Anis juga berkisah tentang Allahyarham KH. Abdullah Salam, Kajen-Pati, yang dalam hidupnya selalu meletakkan kepentingan diri dan kelompok di tempat paling bawah.


“Mbah Dullah Salam dulu bahkan legawa pengajian yang biasa diisinya, dan punya banyak jamaah, digantikan oleh orang lain. Karena tujuan utama beliau adalah meramaikan masjid. Maka siapa pun pengisi dan pengelolanya tak jadi masalah asalkan masjidnya tetap ramai. Tapi bagaimana jika itu terjadi sekarang ini?” tanya Anis.

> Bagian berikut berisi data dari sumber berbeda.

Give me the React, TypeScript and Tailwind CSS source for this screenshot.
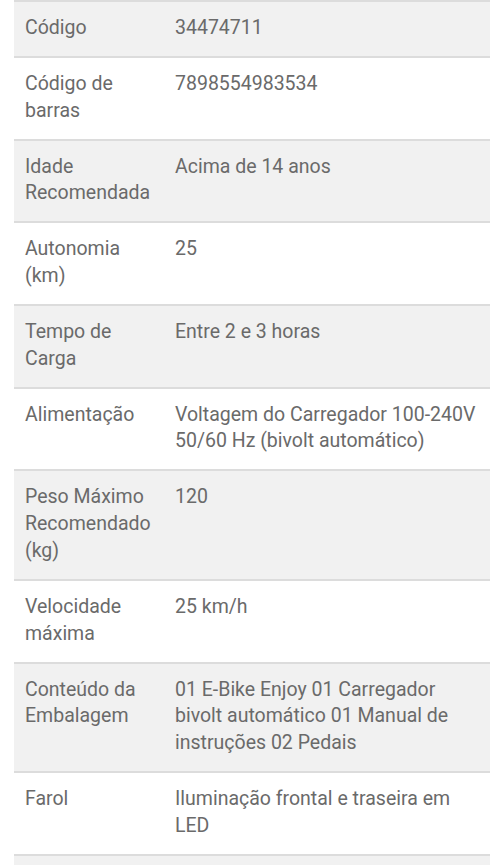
import React from "react";

const rows: [string, string][] = [
  ["Código", "34474711"],
  ["Código de barras", "7898554983534"],
  ["Idade Recomendada", "Acima de 14 anos"],
  ["Autonomia (km)", "25"],
  ["Tempo de Carga", "Entre 2 e 3 horas"],
  ["Alimentação", "Voltagem do Carregador 100-240V 50/60 Hz (bivolt automático)"],
  ["Peso Máximo Recomendado (kg)", "120"],
  ["Velocidade máxima", "25 km/h"],
  ["Conteúdo da Embalagem", "01 E-Bike Enjoy 01 Carregador bivolt automático 01 Manual de instruções 02 Pedais"],
  ["Farol", "Iluminação frontal e traseira em LED"],
  ["", ""],
];

export default function App() {
  return (
    <div className="w-[500px] h-[865px] overflow-hidden bg-white" style={{ fontFamily: "Roboto, 'Liberation Sans', sans-serif" }}>
      <div className="mx-[14px] w-[476px]">
        {rows.map(([k, v], i) => (
          <div
            key={i}
            className={`flex border-t-2 border-[#dcdcdc] pt-[13px] pb-[14.1px] text-[19.5px] leading-[26.8px] text-[#6a6a6a] ${i % 2 === 0 ? "bg-[#f1f1f1]" : "bg-white"}`}
          >
            <div className="w-[150px] shrink-0 pl-[11px] pr-[4px]">{k || "\u00a0"}</div>
            <div className="flex-1 pl-[11px] pr-[10px]">{v}</div>
          </div>
        ))}
      </div>
    </div>
  );
}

Sementara Dr Abdul Jalil menambahkan, asas kehidupan menurutnya ada pada dua sifat yang ada dalam ayat kursi. Yakni Hayyu dan Qayyum, atau hidup dan tegak. Untuk bisa ke inti asmaul husna, dikatakannya perlu dimulai dengan bagaimana bisa hidup dan stabil atau tegak.


“Kehidupan dan stabilitas yang akan menjadi landasan biar kasih sayang bisa masuk,” tambahnya.


Stabil atau keseimbangan menjadi penting. Bahkan munculnya kebaikan dan keburukan juga bagian dari keseimbangan kehidupan. Tak ada yang disebut kebaikan jika tidak ada keburukan. Kalau semua baik tentu menjadi aneh begitu pula jika semua buruk tentu akan menjadi kacau.


“Jadi sebenarnya cukup senyum-senyum saja melihat dunia ini. Lampu bisa menyala juga karena ada unsur plus dan minus.justru saat disatukan dengan penghubung yang benar, energi itu bisa hidup dan kehidupan menjadi stabil. Bahkan uniknya, meski Sunan Kudus dikenal sebagai panglima perang, namun keris unggulannya justru keris Cintoko yang melambangkan kasih sayang,” tambahnya. 


Sementara Muhammad Aniq menambahkan bahwa ada pendapat yang menyebut intisari kalimat basmalah bisa dilihat dengan pendekatan huruf ba. Sedangkan jika dilihat, huruf ba bisa diartikan asal muasal munculnya realitas. 


“Sebelum munculnya realitas, ada esensi-esensi. Diantaranya Hayyu dan Qoyyum. Mesti urip, nguripno, dan ngurip-nguripi (hidup, menghidupkan dan menghidup-hidupi). Kalau sudah hidup maka tentu harus tegak,” tambahnya.


Ngaji NgAllah Suluk Maleman edisi ke 138 yang digelar di Rumah Adab Indonesia Mulia malam itu terasa spesial. Kecuali Sampak GusUran, malam itu juga ada penampilan khusus dari Ki Ageng Qithmir yang menyajikan beberapa komposisi lagu yang bukan hanya indah, tapi juga mewakili semangat kontinuitas budaya yang kental.